Appetite for China’s bonds has been far stronger, and with good reason. The country’s government and policy-bank bonds are some of the best sources of uncorrelated returns on an investment basically without credit risk, given that other major sovereign-debt markets either track one another or are functionally frozen in place like Japan.

But that logic also reveals the limits of such investment: The government and policy-bank bonds make up a third of the country’s $16.4 trillion bond market, but more than 80% of the foreign holdings of onshore bonds. The remaining two thirds is made up of the less attractive corporate, financial and local-government debt markets, where investors face murky political and credit risks.
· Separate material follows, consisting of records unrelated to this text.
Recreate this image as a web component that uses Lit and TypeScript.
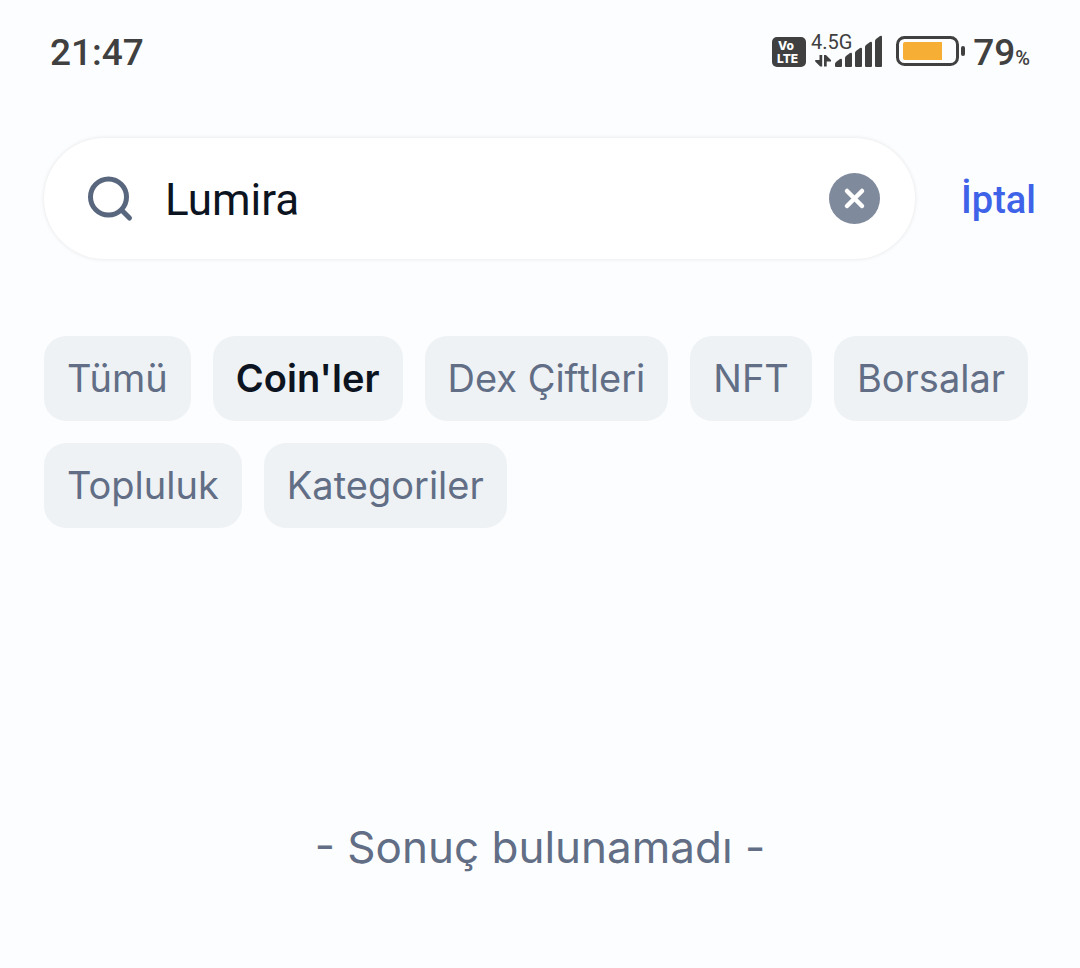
import { LitElement, html, css, svg } from "lit";
import { customElement, state } from "lit/decorators.js";

const CATEGORIES = ["Tümü", "Coin'ler", "Dex Çiftleri", "NFT", "Borsalar", "Topluluk", "Kategoriler"];
const BARS = [8, 14, 19, 25, 31];

@customElement("status-bar")
class StatusBar extends LitElement {
  static styles = css`
    :host {
      display: flex;
      align-items: center;
      justify-content: space-between;
      height: 60px;
      padding: 23px 50px 0;
      color: #404040;
      font-family: Roboto, sans-serif;
      font-weight: 500;
      font-size: 37px;
      line-height: 60px;
    }
    .icons { display: flex; align-items: center; }
    svg { display: block; overflow: visible; }
    .percent { font-size: 20px; line-height: 20px; }
    .charge { margin-left: 8px; white-space: nowrap; }
  `;

  render() {
    return html`
      <time>21:47</time>
      <div class="icons">
        <svg width="193" height="36" viewBox="772 35 193 36" fill="#404040" aria-hidden="true">
          <rect x="772" y="37" width="34" height="30" rx="5" />
          <g fill="#fff" font-family="Inter, sans-serif" font-size="12" font-weight="800">
            <text x="778" y="50">Vo</text>
            <text x="777" y="63">LTE</text>
          </g>
          <text x="811" y="49" font-size="20" font-weight="400">4.5G</text>
          <path d="M819.500 55h2.700v11.500h-2l-5-5v-1.500h4.300zM824 66.500v-11.500h2l5 5v1.500h-4.300v5z" />
          ${BARS.map((h, i) => {
            const x = 835 + i * 10;
            return svg`<path d="M${x} ${67 - h + 5}q0-1 1-2l4-3q2-1 2 1v${h - 2}q0 1-1 1h-5q-1 0-1-1z" />`;
          })}
          <rect x="897.5" y="37.5" width="60" height="27" rx="7" fill="none" stroke="#404040" stroke-width="3" />
          <path d="M905 42h37v18h-37q-2 0-2-2v-14q0-2 2-2z" fill="#f6ae35" />
          <rect x="961" y="46" width="4" height="10" rx="2" />
        </svg>
        <span class="charge">79<span class="percent">%</span></span>
      </div>
    `;
  }
}

@customElement("app-root")
class AppRoot extends LitElement {
  @state() private query = "Lumira";
  @state() private selected = 1;

  static styles = css`
    :host {
      display: block;
      min-height: 100vh;
      background: #fcfdfe;
      color: #616e85;
      font-family: Inter, sans-serif;
    }
    button { font: inherit; border: 0; cursor: pointer; }
    .search {
      display: flex;
      align-items: center;
      gap: 46px;
      padding: 55px 44px 0;
    }
    .field {
      flex: 1;
      min-width: 0;
      display: flex;
      align-items: center;
      height: 121px;
      box-sizing: border-box;
      padding: 0 35px 0 42px;
      border-radius: 61px;
      background: #fff;
      box-shadow: 0 0 4px rgb(0 0 0 / 0.1);
    }
    input {
      flex: 1;
      min-width: 0;
      margin-left: 31px;
      padding: 2px 0 0;
      border: 0;
      outline: 0;
      background: none;
      color: #0d1421;
      font: 400 44px/60px Roboto, sans-serif;
    }
    .clear { padding: 0; background: none; }
    svg { display: block; }
    .cancel {
      padding: 2px 0 0;
      background: none;
      color: #3e62e8;
      font: 500 38px/48px Roboto, sans-serif;
    }
    .chips {
      display: flex;
      flex-wrap: wrap;
      gap: 22px;
      padding: 77px 44px 0;
    }
    .chip {
      height: 85px;
      padding: 0 23px;
      border-radius: 22px;
      background: #eff2f5;
      color: #616e85;
      font-size: 38px;
      line-height: 85px;
      white-space: nowrap;
    }
    .chip.active { color: #0d1421; font-weight: 600; }
    .empty {
      margin: 289px 44px 0;
      text-align: center;
      font-size: 44px;
      line-height: 60px;
    }
  `;

  render() {
    return html`
      <status-bar></status-bar>
      <form class="search" role="search" @submit=${(e: Event) => e.preventDefault()}>
        <div class="field">
          <svg width="48" height="48" viewBox="0 0 48 48" fill="none" stroke="#58667e" stroke-width="5" stroke-linecap="round" aria-hidden="true">
            <circle cx="22.5" cy="22" r="18" />
            <path d="M36 35.500l7.500 7.500" />
          </svg>
          <input type="text" aria-label="Ara" .value=${this.query}
            @input=${(e: Event) => { this.query = (e.target as HTMLInputElement).value; }} />
          <button class="clear" type="button" aria-label="Temizle" @click=${() => { this.query = ""; }}>
            <svg width="51" height="51" viewBox="0 0 51 51" aria-hidden="true">
              <circle cx="25.5" cy="25.5" r="25.5" fill="#808a9d" />
              <path d="M18 18l15 15M33 18l-15 15" stroke="#fff" stroke-width="4.5" stroke-linecap="round" />
            </svg>
          </button>
        </div>
        <button class="cancel" type="button">İptal</button>
      </form>
      <nav class="chips">
        ${CATEGORIES.map((name, i) => html`
          <button type="button" class="chip ${i === this.selected ? "active" : ""}"
            aria-pressed=${i === this.selected ? "true" : "false"}
            @click=${() => { this.selected = i; }}>${name}</button>`)}
      </nav>
      <p class="empty">- Sonuç bulunamadı -</p>
    `;
  }
}
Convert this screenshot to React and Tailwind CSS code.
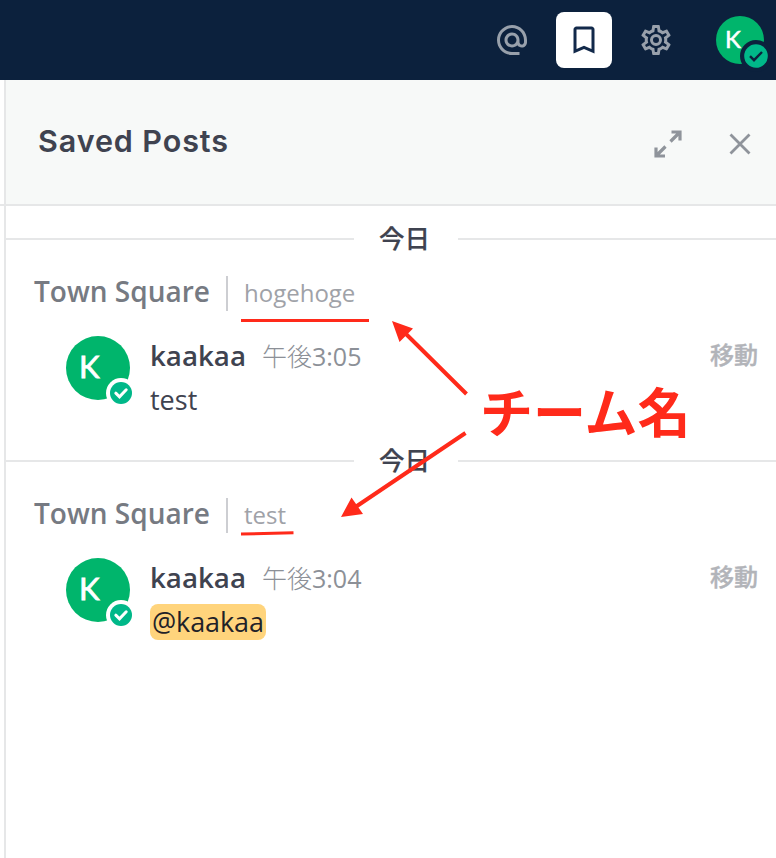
import { MdAlternateEmail, MdBookmarkBorder } from "react-icons/md";

const COG =
  "M12,8A4,4 0 0,1 16,12A4,4 0 0,1 12,16A4,4 0 0,1 8,12A4,4 0 0,1 12,8M12,10A2,2 0 0,0 10,12A2,2 0 0,0 12,14A2,2 0 0,0 14,12A2,2 0 0,0 12,10M10,22C9.75,22 9.54,21.82 9.5,21.58L9.13,18.93C8.5,18.68 7.96,18.34 7.44,17.94L4.95,18.95C4.73,19.03 4.46,18.95 4.34,18.73L2.34,15.27C2.21,15.05 2.27,14.78 2.46,14.63L4.57,12.97L4.5,12L4.57,11L2.46,9.37C2.27,9.22 2.21,8.95 2.34,8.73L4.34,5.27C4.46,5.05 4.73,4.96 4.95,5.05L7.44,6.05C7.96,5.66 8.5,5.32 9.13,5.07L9.5,2.42C9.54,2.18 9.75,2 10,2H14C14.25,2 14.46,2.18 14.5,2.42L14.87,5.07C15.5,5.32 16.04,5.66 16.56,6.05L19.05,5.05C19.27,4.96 19.54,5.05 19.66,5.27L21.66,8.73C21.79,8.95 21.73,9.22 21.54,9.37L19.43,11L19.5,12L19.43,13L21.54,14.63C21.73,14.78 21.79,15.05 21.66,15.27L19.66,18.73C19.54,18.95 19.27,19.04 19.05,18.95L16.56,17.95C16.04,18.34 15.5,18.68 14.87,18.93L14.5,21.58C14.46,21.82 14.25,22 14,22H10M11.25,4L10.88,6.61C9.68,6.86 8.62,7.5 7.85,8.39L5.44,7.35L4.69,8.65L6.8,10.2C6.4,11.37 6.4,12.64 6.8,13.8L4.68,15.36L5.43,16.66L7.86,15.62C8.63,16.5 9.68,17.14 10.87,17.38L11.24,20H12.76L13.13,17.39C14.32,17.14 15.37,16.5 16.14,15.62L18.57,16.66L19.32,15.36L17.2,13.81C17.6,12.64 17.6,11.37 17.2,10.2L19.31,8.65L18.56,7.35L16.15,8.39C15.38,7.5 14.32,6.86 13.12,6.62L12.75,4H11.25Z";

function TopBar() {
  return (
    <header className="flex h-20 items-center justify-end bg-[#0c213d] pr-3">
      <button className="flex size-14 items-center justify-center pb-px text-[#98a0ab]">
        <MdAlternateEmail className="size-9" />
      </button>
      <button className="ml-4 flex size-14 items-center justify-center rounded-lg bg-white pb-px text-[#12294a]">
        <MdBookmarkBorder className="size-9" />
      </button>
      <button className="ml-4 flex size-14 items-center justify-center pb-px text-[#98a0ab]">
        <svg viewBox="0 0 24 24" className="size-9" fill="currentColor">
          <path d={COG} />
        </svg>
      </button>
      <div className="relative ml-8 size-12 rounded-full bg-[#00b56c]">
        <span className="absolute left-[9px] top-[8px] font-[Lato] text-[24px] leading-[30px] text-white [-webkit-text-stroke:0.5px_white]">
          K
        </span>
        <svg viewBox="0 0 32 32" className="absolute -bottom-2 -right-2 size-8">
          <circle cx="16" cy="16" r="16" fill="#0c213d" />
          <circle cx="16" cy="16" r="11.8" fill="#00b889" />
          <path d="M10 16.2l4 4 8-8.2" fill="none" stroke="#0c213d" strokeWidth="2.4" />
        </svg>
      </div>
    </header>
  );
}

function PanelHeader() {
  return (
    <div className="flex h-[126px] items-center justify-between border-b-2 border-[#e6e7e8] bg-[#f7f9f8] pl-8 pr-[25px] pt-[3px]">
      <h1 className="-mt-[5px] font-[Inter] text-[30.5px] font-semibold leading-9 tracking-[0.9px] text-[#3f4350]">
        Saved Posts
      </h1>
      <div className="flex items-center gap-[47px] text-[#8f949b]">
        <svg viewBox="0 0 28 28" className="size-7" fill="none" stroke="currentColor" strokeWidth="3.2">
          <path d="M17.500 2H26v8.500M25.500 2.500L16.500 11.500M2 17.500V26h9M2.500 25.500l9-9" />
        </svg>
        <svg viewBox="0 0 22 22" className="size-[22px]" fill="none" stroke="currentColor" strokeWidth="2.8">
          <path d="M1.500 1.500l19 19M20.500 1.500l-19 19" />
        </svg>
      </div>
    </div>
  );
}

function DateSeparator() {
  return (
    <div className="flex h-10 items-center">
      <div className="h-0.5 w-[348px] bg-[#e6e7e8]" />
      <span className="w-[104px] pb-1 pr-[3px] text-center text-[25.5px] font-medium leading-9 text-[#3f4350] [-webkit-text-stroke:0.2px_#3f4350] font-['Noto_Sans_CJK_JP',sans-serif]">
        今日
      </span>
      <div className="h-0.5 flex-1 bg-[#e6e7e8]" />
    </div>
  );
}

function Avatar() {
  return (
    <div className="relative mt-px size-16 shrink-0 rounded-full bg-[#00b56c]">
      <span className="absolute left-[13px] top-[11px] font-[Lato] text-[31px] leading-[38px] text-white [-webkit-text-stroke:0.8px_white]">
        K
      </span>
      <svg viewBox="0 0 30 30" className="absolute -bottom-2 -right-[6px] size-[30px]">
        <circle cx="15" cy="15" r="15" fill="white" />
        <circle cx="15" cy="15" r="11" fill="#00b889" />
        <path d="M9.800 15.200l3.700 3.600 6.700-7" fill="none" stroke="white" strokeWidth="3" strokeLinecap="round" />
      </svg>
    </div>
  );
}

function Post({ team, time, children }) {
  return (
    <article className="h-[222px] font-['Open_Sans','Noto_Sans_CJK_JP',sans-serif]">
      <DateSeparator />
      <div className="mt-4 flex h-[37px] items-center pl-7">
        <span className="w-[192px] whitespace-nowrap pb-[5px] text-[28px] font-semibold leading-9 text-[#767a82]">
          Town Square
        </span>
        <span className="h-[35px] w-0.5 bg-[#cdced2]" />
        <span className="pb-0.5 pl-4 text-[24px] leading-9 text-[#9fa2a8]">{team}</span>
      </div>
      <div className="mt-[23px] flex pl-[60px] pr-[18px]">
        <Avatar />
        <div className="ml-5 flex-1">
          <div className="flex h-10 items-center">
            <span className="pt-0.5 text-[27.700px] font-semibold text-[#3f4350]">kaakaa</span>
            <span className="ml-4 flex items-baseline pt-1 text-[25px] text-[#8c9097]">
              <span className="font-light">午後</span>
              <span>{time}</span>
            </span>
            <span className="ml-auto text-[24px] font-medium text-[#b2b4b9] [-webkit-text-stroke:0.4px_#b2b4b9]">移動</span>
          </div>
          <p className="mt-[7px] text-[27px] leading-9 text-[#3f4350]">{children}</p>
        </div>
      </div>
    </article>
  );
}

function Annotations() {
  return (
    <div className="pointer-events-none absolute inset-0 text-[#ff2a1a]">
      <svg viewBox="0 0 776 858" className="absolute inset-0 h-full w-full" fill="currentColor" stroke="currentColor">
        <path d="M241 320.500H369M241 534L293.500 532.700" strokeWidth="3" />
        <path d="M466.500 394L404 332M465.500 433L354 508" strokeWidth="4" />
        <path d="M392 321L413 328.500L399.500 342ZM341 517L351.500 497.500L363 514Z" stroke="none" />
      </svg>
      <span className="absolute left-[480px] top-[370px] whitespace-nowrap text-[53px] font-bold leading-[80px] font-['Noto_Sans_CJK_JP',sans-serif]">
        チーム名
      </span>
    </div>
  );
}

export default function App() {
  return (
    <div className="relative h-[858px] w-[776px] overflow-hidden bg-white">
      <TopBar />
      <div className="flex h-[778px]">
        <div className="w-1 shrink-0">
          <div className="h-[126px] border-b-2 border-[#e6e7e8]" />
        </div>
        <main className="flex-1 border-l-2 border-[#e6e7e8]">
          <PanelHeader />
          <div className="pt-[13px]">
            <Post team="hogehoge" time="3:05">
              test
            </Post>
            <Post team="test" time="3:04">
              <span className="inline-block rounded-lg bg-[#ffd47c] px-0.5 tracking-[-0.1px] text-[#1f2228]">@kaakaa</span>
            </Post>
          </div>
        </main>
      </div>
      <Annotations />
    </div>
  );
}
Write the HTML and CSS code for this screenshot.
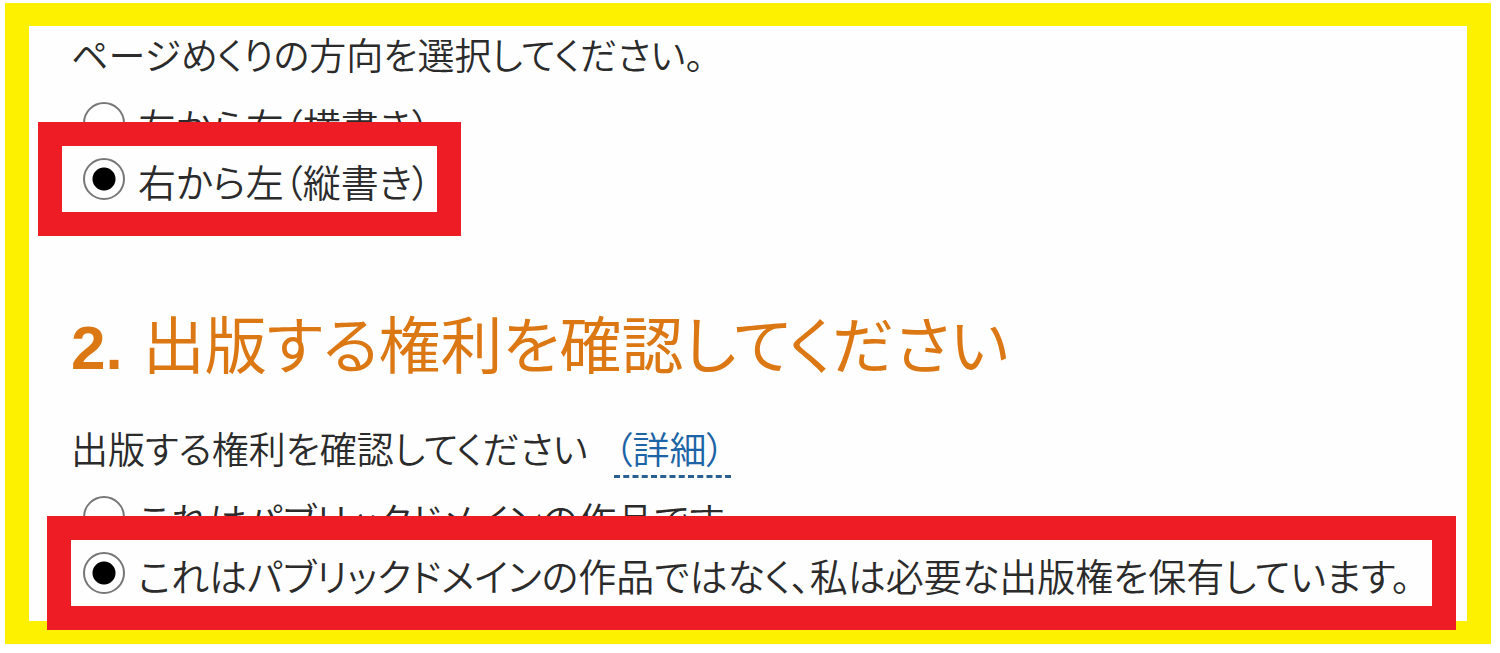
FILE: index.html
```html
<!DOCTYPE html>
<html lang="ja">
<head>
<meta charset="utf-8">
<title>出版する権利の確認</title>
<link rel="stylesheet" href="styles.css">
</head>
<body>
<main class="frame">
  <p class="lead" id="direction">ページめくりの方向を選択してください。</p>
  <div class="options" role="radiogroup" aria-labelledby="direction">
    <label class="option"><input class="radio" type="radio" name="direction"><span class="text">左から右（横書き）</span></label>
    <label class="option highlight highlight-fit"><input class="radio" type="radio" name="direction" checked><span class="text">右から左（縦書き）</span></label>
  </div>
  <h1 class="title"><span class="number">2.</span><span>出版する権利を確認してください</span></h1>
  <p class="lead" id="rights">出版する権利を確認してください <a class="detail" href="#rights">（詳細）</a></p>
  <div class="options" role="radiogroup" aria-labelledby="rights">
    <label class="option"><input class="radio" type="radio" name="rights"><span class="text">これはパブリックドメインの作品です</span></label>
    <label class="option highlight highlight-wide"><input class="radio" type="radio" name="rights" checked><span class="text">これはパブリックドメインの作品ではなく、私は必要な出版権を保有しています。</span></label>
  </div>
</main>
</body>
</html>
```
FILE: styles.css
```css
* { box-sizing: border-box; }
body {
  margin: 0;
  padding: 3px 9px 8px 5px;
  background: #fff;
  color: #2b2b2b;
  font-family: "Noto Sans CJK JP", sans-serif;
  font-size: 37px;
  font-weight: 350;
  font-feature-settings: "palt";
}
.frame {
  display: flex;
  flex-direction: column;
  padding: 0 11px 0 42px;
  border: 23px solid #fdf100;
  border-left-width: 24px;
  border-right-width: 24px;
  background: #fefefe;
}
.lead {
  margin: 0 0 12px;
  line-height: 56px;
  white-space: nowrap;
}
.options {
  display: flex;
  flex-direction: column;
  font-size: 38px;
}
.option {
  display: flex;
  align-items: center;
  gap: 13px;
  height: 57px;
  padding-left: 12px;
  line-height: 56px;
  white-space: nowrap;
}
.text {
  padding-top: 4px;
}
.highlight {
  position: relative;
  height: 114px;
  margin-top: -29px;
  border: 24px solid #ee1c24;
  background: #fefefe;
}
.highlight-fit {
  align-self: flex-start;
  margin-left: -33px;
  padding: 0 6px 0 21px;
}
.highlight-wide {
  margin-left: -24px;
  margin-bottom: -9px;
  padding-left: 12px;
}
.radio {
  appearance: none;
  flex: none;
  width: 42px;
  height: 42px;
  margin: 0;
  border: 2px solid #777;
  border-radius: 50%;
  background: #fff;
}
.radio:checked {
  background: radial-gradient(circle, #000 11px, #fff 12px);
}
.title {
  display: flex;
  align-items: baseline;
  gap: 20px;
  margin: 66px 0 32px;
  color: #dc7814;
  font-size: 62px;
  font-weight: 400;
  line-height: 80px;
  white-space: nowrap;
}
.number {
  font-family: "Liberation Sans", sans-serif;
  font-weight: 700;
}
.detail {
  margin-left: 18px;
  padding-right: 6px;
  color: #1c64a5;
  text-decoration: none;
  border-bottom: 3px dashed #2a5f92;
}
```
There is an additional major complication in assessing international investment in Chinese assets: Hong Kong is treated as a separate jurisdiction, as noted by Alicia Garcia-Herrero, chief economist for Asia-Pacific at French bank Natixis. To some extent that makes sense: An American fund-management firm with a Hong Kong headquarters would be recorded, sensibly, as a foreign buyer.

But it also means that a Chinese asset-management company purchasing Chinese assets from a Hong Kong office is counted as a foreign purchase. It is impossible to tell from official data how much portfolio investment from abroad is actually Chinese investment booked in Hong Kong.

Adding Chinese assets to global indexes will boost demand for the country’s assets abroad, but it cannot do all the work itself. With fewer investment restrictions than ever before, there are limited signs of a broad wave of demand for Chinese assets.